Really amazing how well the bswap-approach based on o^(o-2r) performs with Aleks's improvements. To get sliding attack-sets on files and diagonals.
http://www.talkchess.com/forum/viewtopi ... 14&t=16002
Assume following masked file or diagonal - for simplicity as a flat byte (in a real bitboard with masked files or diagonals you have 6..8 scratch-bits between the bits of this byte). Thus bswap reverses the bits of this byte. The first "subtraction" is done implicitly by masking off the ray, removing the slider from the occupied set:
Code: Select all
       normal    reversed
 o     11010101  10101011 o' occupancy including slider
 r     00010000  00001000 r' slider
 o-r   11000101  10100011 o'-r'  1. sub clears the slider
 o-2r  10110101  10011011 o'-2r' 2. sub borrows "one" from next blocker in "msb"-direction
       |......|  \....../
normal 10110101   \..../
       11011001 <--XXXX   "unreverse"
single 
xor    01101100 -> to get the attack set
Code: Select all
rayattacks :=  o^(o-2r) ^ reverse((o'-2r')^o')
rayattacks :=    (o-2r) ^ reverse (o'-2r')
I'll vote to call this approach hyperbola-quintessence

Seems the inventor of reversed bitbords was Ryan Mack.
His paper with quite too optimistic estimates seems no longer available in the net. A plain text copy again.
Gerd
The Hyperbola Project - New Technologies
What follows here is merely a glimpse at the new advances in computer chess that the Hyperbola Project will include. The revolutionary design will generate enormous speed improvements, optimized specifically for the Pentium III processor's SIMD and MMX enhamcements. The downside is that the initial releases of Hyperbola will require a P-III system to operate. As the core engine is being written in assembly code, it is very difficult to optimize for more than one chip at a time.
The past two years have yielded a serious look at the way computer chess programs operate today. The most significant problem with PC-oriented (non 64-bit) programs is the lack of speed associated with doing 64-bit arithmetic in a 32-bit environment.
MMX technology introduced some 64-bit operations to the Pentium family of microprocessors, which do increase performance noticeably, but not optimally. When using MMX, many operations still have to be completed in the old 32-bit system, which degrades the performance gain when the data has to be exchanged back and forth between the regular registers and the MMX registers.
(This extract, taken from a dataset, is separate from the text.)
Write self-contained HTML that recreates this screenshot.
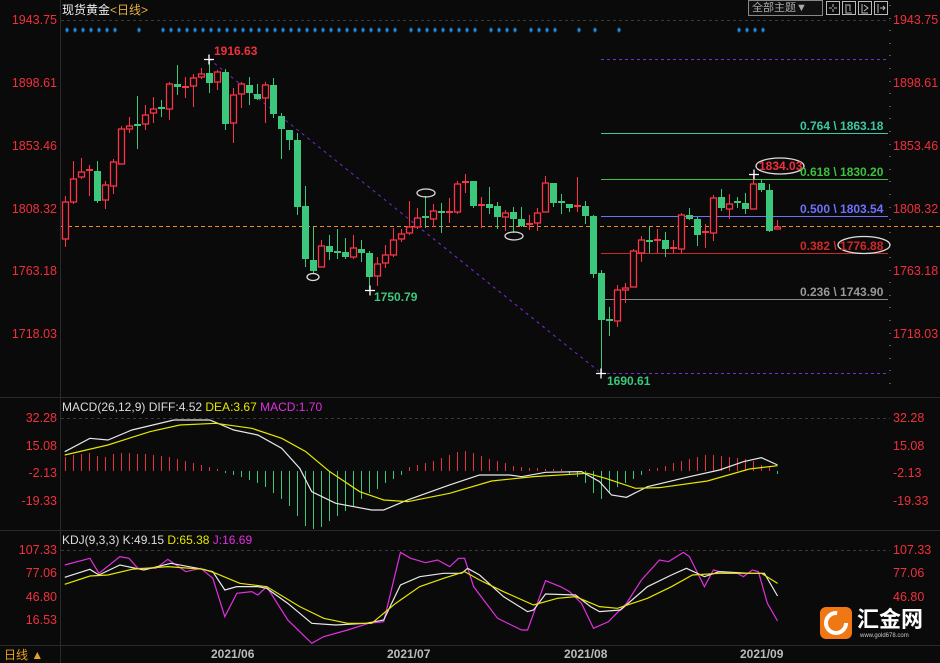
<!DOCTYPE html>
<html><head><meta charset="utf-8">
<style>
html,body{margin:0;padding:0;background:#0a0a0a;width:940px;height:663px;overflow:hidden}
body{position:relative;font-family:"Liberation Sans","Noto Sans CJK SC",sans-serif}
.t{position:absolute;white-space:nowrap;font-size:12px;line-height:12px}
.lab{position:absolute;font-size:12.5px;line-height:13px;color:#f0303c;white-space:nowrap}
.l{left:0;width:57px;text-align:right}
.r{left:893px}
</style></head><body>
<svg id="s" width="940" height="663" style="position:absolute;left:0;top:0" xmlns="http://www.w3.org/2000/svg">
<g stroke="#2a2a2a" stroke-width="1">
<line x1="60.5" y1="0" x2="60.5" y2="663"/>
<line x1="0" y1="397.5" x2="940" y2="397.5"/>
<line x1="0" y1="530.5" x2="940" y2="530.5"/>
<line x1="0" y1="645.5" x2="940" y2="645.5"/>
</g>
<g stroke="#3a3a3a" stroke-dasharray="3,3">
<line x1="61" y1="20.5" x2="890" y2="20.5"/>
<line x1="61" y1="418.5" x2="890" y2="418.5"/>
<line x1="61" y1="550.5" x2="890" y2="550.5"/>
</g>
<!-- fib lines -->
<line x1="601" y1="59.5" x2="888" y2="59.5" stroke="#7a2cd8" stroke-dasharray="3,3"/>
<line x1="601" y1="373.5" x2="888" y2="373.5" stroke="#7a2cd8" stroke-dasharray="3,3"/>
<line x1="601" y1="133.5" x2="888" y2="133.5" stroke="#3cc8a0"/>
<line x1="601" y1="179.5" x2="888" y2="179.5" stroke="#40c040"/>
<line x1="601" y1="216.5" x2="888" y2="216.5" stroke="#7070ff"/>
<line x1="601" y1="253.5" x2="888" y2="253.5" stroke="#c82828"/>
<line x1="601" y1="299.5" x2="888" y2="299.5" stroke="#888"/>
<line x1="61" y1="226.5" x2="940" y2="226.5" stroke="#f08c1e" stroke-dasharray="4,3"/>
<line x1="209" y1="59" x2="601" y2="373" stroke="#7a2cd8" stroke-dasharray="3,4"/>
<g id="candles"></g>
<g id="dots" fill="#1e8ce0"></g>
<g id="hist"></g>
<g id="ticks" fill="#555"></g>
<g stroke="#fff" stroke-width="1.3">
<path d="M204 59.5h10M209 54.5v10M365 290.5h10M370 285.5v10M596 373.5h10M601 368.5v10M749 174.5h10M754 169.5v10"/>
</g>
<g fill="none" stroke="#ddd" stroke-width="1.3">
<ellipse cx="313" cy="277" rx="6" ry="3.5"/>
<ellipse cx="426" cy="193" rx="9" ry="4"/>
<ellipse cx="514" cy="236" rx="9" ry="4"/>
<ellipse cx="780" cy="166" rx="24" ry="8"/>
<ellipse cx="864" cy="245" rx="26" ry="8.5"/>
</g>
<!-- MACD -->
<g transform="translate(0,395) scale(0.5995,0.3333)" fill="none">
<polyline vector-effect="non-scaling-stroke" stroke="#e8e8e8" stroke-width="1.2" points="108,170 150,130 180,135 220,105 290,75 350,75 390,105 430,120 470,160 500,220 520,290 560,325 620,345 640,345 680,315 750,270 800,240 850,240 870,245 910,232 970,230 1000,260 1020,300 1045,307 1080,275 1150,245 1200,225 1240,200 1270,188 1297,210"/>
<polyline vector-effect="non-scaling-stroke" stroke="#e6e600" stroke-width="1.2" points="108,180 180,150 250,110 300,90 360,85 420,100 470,130 510,170 550,230 600,290 640,315 680,320 750,295 820,258 890,245 980,235 1010,250 1060,280 1100,278 1180,258 1250,222 1297,212"/>
</g>
<!-- KDJ -->
<g transform="translate(0,520) scale(0.5995,0.3333)" fill="none">
<polyline vector-effect="non-scaling-stroke" stroke="#e030e0" stroke-width="1.2" points="108,135 150,115 165,160 200,110 215,115 230,145 260,145 280,118 310,155 335,145 355,175 375,290 395,220 420,215 430,225 445,200 480,300 520,370 540,350 580,330 615,310 640,305 668,97 685,115 710,128 730,120 750,140 765,115 775,115 790,200 830,295 870,330 880,330 910,182 935,200 950,215 970,250 990,325 1015,305 1045,250 1070,180 1100,120 1115,125 1140,97 1150,110 1175,200 1190,150 1210,160 1230,160 1240,170 1255,150 1265,155 1280,250 1297,303"/>
<polyline vector-effect="non-scaling-stroke" stroke="#e8e8e8" stroke-width="1.2" points="108,172 150,148 165,165 200,135 240,150 285,130 330,145 355,155 375,210 395,200 430,200 445,205 480,250 520,310 560,315 610,310 640,300 668,195 700,170 740,160 770,160 780,145 800,165 840,230 880,275 890,270 910,222 960,225 985,260 1000,275 1035,270 1080,200 1120,165 1145,145 1175,170 1200,155 1250,160 1275,160 1297,228"/>
<polyline vector-effect="non-scaling-stroke" stroke="#e6e600" stroke-width="1.2" points="108,193 150,168 180,165 220,148 280,140 340,148 360,160 400,190 445,200 500,260 540,295 580,310 620,310 660,250 700,200 740,175 775,155 800,180 840,215 890,255 930,235 960,230 1000,260 1030,265 1080,235 1120,200 1155,165 1200,160 1250,160 1270,160 1297,190"/>
</g>
<!-- toolbar -->
<rect x="748.5" y="0.5" width="74" height="15" fill="#111" stroke="#888"/>
<g fill="none" stroke="#bbb">
<rect x="826.5" y="1.5" width="13" height="13"/>
<rect x="842.5" y="1.5" width="13" height="13"/>
<rect x="858.5" y="1.5" width="13" height="13"/>
<rect x="874.5" y="1.5" width="13" height="13"/>
<path d="M829 8h3M834 8h3M833 4v3M833 9v3M846 4v9h6M847 5h3v6M862 4v9h6M864 5l4 3-4 3M878 4v9M880 8h5M883 6l2 2-2 2"/>
</g>
<!-- logo -->
<rect x="820" y="607" width="32" height="32" rx="6" fill="#f07814"/>
<circle cx="836" cy="623" r="10" fill="none" stroke="#fff" stroke-width="4" stroke-dasharray="48,15"/>
</svg>

<div class="t" style="left:62px;top:4px;color:#eee;font-size:12px">现货黄金<span style="color:#e8b040">&lt;日线&gt;</span></div>
<div class="t" style="left:752px;top:2px;color:#aaa;font-size:11px">全部主题▼</div>

<div class="lab l" style="top:14px">1943.75</div>
<div class="lab l" style="top:77px">1898.61</div>
<div class="lab l" style="top:140px">1853.46</div>
<div class="lab l" style="top:203px">1808.32</div>
<div class="lab l" style="top:265px">1763.18</div>
<div class="lab l" style="top:328px">1718.03</div>
<div class="lab r" style="top:14px">1943.75</div>
<div class="lab r" style="top:77px">1898.61</div>
<div class="lab r" style="top:140px">1853.46</div>
<div class="lab r" style="top:203px">1808.32</div>
<div class="lab r" style="top:265px">1763.18</div>
<div class="lab r" style="top:328px">1718.03</div>

<div class="lab l" style="top:412px">32.28</div>
<div class="lab l" style="top:440px">15.08</div>
<div class="lab l" style="top:467px">-2.13</div>
<div class="lab l" style="top:495px">-19.33</div>
<div class="lab r" style="top:412px">32.28</div>
<div class="lab r" style="top:440px">15.08</div>
<div class="lab r" style="top:467px">-2.13</div>
<div class="lab r" style="top:495px">-19.33</div>

<div class="lab l" style="top:544px">107.33</div>
<div class="lab l" style="top:567px">77.06</div>
<div class="lab l" style="top:591px">46.80</div>
<div class="lab l" style="top:614px">16.53</div>
<div class="lab r" style="top:544px">107.33</div>
<div class="lab r" style="top:567px">77.06</div>
<div class="lab r" style="top:591px">46.80</div>

<div class="t" style="left:214px;top:45px;color:#f0303c;font-weight:bold">1916.63</div>
<div class="t" style="left:374px;top:291px;color:#3cc87c;font-weight:bold">1750.79</div>
<div class="t" style="left:607px;top:375px;color:#3cc87c;font-weight:bold">1690.61</div>
<div class="t" style="left:759px;top:160px;color:#f0303c;font-weight:bold">1834.03</div>
<div class="t" style="left:800px;top:120px;color:#3cc8a0;font-weight:bold">0.764 \ 1863.18</div>
<div class="t" style="left:800px;top:166px;color:#40c040;font-weight:bold">0.618 \ 1830.20</div>
<div class="t" style="left:800px;top:203px;color:#7070ff;font-weight:bold">0.500 \ 1803.54</div>
<div class="t" style="left:800px;top:240px;color:#d02828;font-weight:bold">0.382 \ 1776.88</div>
<div class="t" style="left:800px;top:286px;color:#999;font-weight:bold">0.236 \ 1743.90</div>

<div class="t" style="left:62px;top:401px;color:#ddd">MACD(26,12,9) DIFF:4.52 <span style="color:#e6e600">DEA:3.67</span> <span style="color:#e030e0">MACD:1.70</span></div>
<div class="t" style="left:62px;top:534px;color:#ddd">KDJ(9,3,3) K:49.15 <span style="color:#e6e600">D:65.38</span> <span style="color:#e030e0">J:16.69</span></div>

<div class="t" style="left:211px;top:648px;color:#bbb;font-weight:bold">2021/06</div>
<div class="t" style="left:387px;top:648px;color:#bbb;font-weight:bold">2021/07</div>
<div class="t" style="left:564px;top:648px;color:#bbb;font-weight:bold">2021/08</div>
<div class="t" style="left:740px;top:648px;color:#bbb;font-weight:bold">2021/09</div>
<div class="t" style="left:4px;top:649px;color:#e8a020;font-size:12px">日线 ▲</div>

<div class="t" style="left:857px;top:609px;color:#fff;font-size:22px;line-height:22px;font-weight:bold">汇金网</div>
<div class="t" style="left:860px;top:633px;color:#ccc;font-size:6px;line-height:6px">www.gold678.com</div>

<script>
var C=[["r",202,239,196,247],["r",179,202,161,204],["r",172,177,158,179],["r",170,171,165,196],["g",171,201,161,203],["r",185,200,181,209],["r",162,186,159,194],["r",129,164,126,164],["r",126,129,117,133],["g",125,126,96,149],["r",115,124,105,130],["r",109,113,97,123],["g",108,109,100,117],["r",84,109,82,120],["g",84,87,65,95],["r",87,88,77,98],["r",78,86,74,107],["r",74,77,68,79],["g",73,83,59,93],["r",72,82,70,90],["g",72,124,69,130],["r",95,123,88,143],["r",84,94,82,108],["g",85,93,77,105],["g",94,99,84,100],["r",85,98,82,123],["g",85,114,78,118],["g",116,129,113,159],["g",130,140,130,150],["g",140,207,133,215],["g",206,259,186,267],["g",260,271,227,274],["r",246,267,240,267],["g",246,252,235,260],["g",252,253,229,259],["g",252,257,238,259],["r",248,257,235,259],["g",249,253,240,262],["g",253,277,251,290],["r",264,276,257,286],["r",255,263,245,268],["r",240,255,228,257],["r",234,239,229,242],["r",227,233,201,235],["r",218,227,208,229],["g",217,218,196,228],["r",211,219,204,227],["g",212,213,203,233],["r",212,213,198,223],["r",184,212,181,214],["r",182,183,174,193],["g",181,206,181,208],["r",205,206,197,228],["g",204,208,187,214],["g",206,217,202,229],["r",213,217,210,231],["g",212,219,207,233],["g",219,226,207,227],["r",224,225,215,230],["r",213,223,208,231],["r",183,212,176,212],["g",183,203,183,207],["g",202,203,194,214],["g",204,208,204,212],["r",206,207,177,212],["g",206,216,201,224],["g",216,274,215,278],["g",273,320,270,375],["g",320,321,307,336],["r",290,321,285,327],["r",288,290,283,303],["r",251,287,249,287],["r",240,253,236,262],["g",240,242,227,253],["r",240,241,229,253],["g",240,249,232,257],["r",248,249,240,253],["r",215,249,213,253],["g",215,219,208,220],["g",219,235,217,246],["r",232,233,224,248],["r",198,233,195,241],["g",197,208,189,211],["r",204,209,194,219],["g",202,203,197,208],["g",203,209,193,214],["r",184,209,174,209],["g",183,190,180,192],["g",190,231,184,232],["r",227,229,220,229]];
var RED="#ff3348",GRN="#3cc87c",h="";
C.forEach(function(c,i){var x=65.5+8*i,col=c[0]=="r"?RED:GRN,t=c[1],b=c[2];
h+='<line x1="'+x+'" y1="'+c[3]+'" x2="'+x+'" y2="'+c[4]+'" stroke="'+col+'"/>';
if(b-t<2){h+='<rect x="'+(x-3.5)+'" y="'+(t-1)+'" width="7" height="2" fill="'+col+'"/>';}
else if(c[0]=="r"){h+='<rect x="'+(x-3)+'" y="'+t+'" width="6" height="'+(b-t)+'" fill="#0a0a0a" stroke="'+col+'" stroke-width="1.3"/>';}
else{h+='<rect x="'+(x-3.5)+'" y="'+t+'" width="7" height="'+(b-t)+'" fill="'+col+'"/>';}
});
document.getElementById("candles").innerHTML=h;
var d="",xs=[67,75,83,91,99,107,115,139];for(var x=163;x<=395;x+=8)xs.push(x);for(x=411;x<=475;x+=8)xs.push(x);for(x=491;x<=515;x+=8)xs.push(x);for(x=531;x<=555;x+=8)xs.push(x);xs.push(579,595,619,739,747,755,763);
xs.forEach(function(x){d+='<rect x="'+(x-1.5)+'" y="28.5" width="3" height="3"/><rect x="'+(x-0.5)+'" y="27.5" width="1" height="5"/>';});
document.getElementById("dots").innerHTML=d;
var H=[14,16,17,18,15,14,17,18,18,17,17,16,15,14,12,10,8,6,4,2,-2,-4,-6,-9,-12,-16,-22,-28,-35,-45,-55,-58,-56,-50,-45,-40,-35,-28,-22,-18,-12,-8,-4,4,6,8,10,13,16,19,20,18,15,12,10,8,5,4,3,3,2,2,2,-3,-6,-12,-22,-28,-22,-16,-12,-8,-4,2,3,5,8,10,12,14,16,16,15,14,13,12,10,6,4,-3];
var hh="";H.forEach(function(v,i){var x=65.5+8*i;if(v>0)hh+='<line x1="'+x+'" y1="'+(471-v)+'" x2="'+x+'" y2="471" stroke="#e83040"/>';else hh+='<line x1="'+x+'" y1="471" x2="'+x+'" y2="'+(471-v)+'" stroke="#3cc87c"/>';});
document.getElementById("hist").innerHTML=hh;
var tk="";for(var y=5;y<395;y+=12.6)tk+='<rect x="889" y="'+y.toFixed(0)+'" width="2" height="1"/>';document.getElementById("ticks").innerHTML=tk;
</script>
</body></html>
The improvements shown below also address another significant bottleneck in chess programming: memory speeds. Despite the fact that Hyperbola is designed for systems with extremely fast memory (RDRAM), memory is still a bottleneck for some calculations, which require a very tight dependency chain. Since a memory read from the fastest (L1) cache has a latency of three clock cycles, the processor remains stalled in a tight dependency chain such as this, where no other calculations can be completed while the processor waits for the memory read to complete.
Bitboard Design and Sliding Piece Attack Generation
Generating the attacks for sliding pieces proved to be a significant bottleneck in the early trials. For example, before generating legal moves for a position, the program must determine whether the king is in check. To do this, the program has to find the attacks of every type of piece from the king's square and check if an appropriate enemy piece resides there. Since this cannot be done while analyzing other moves, this is a huge slowdown under the current technology, which uses four sets of bitboards (three rotated) and several memory lookups to determine the correct attacks.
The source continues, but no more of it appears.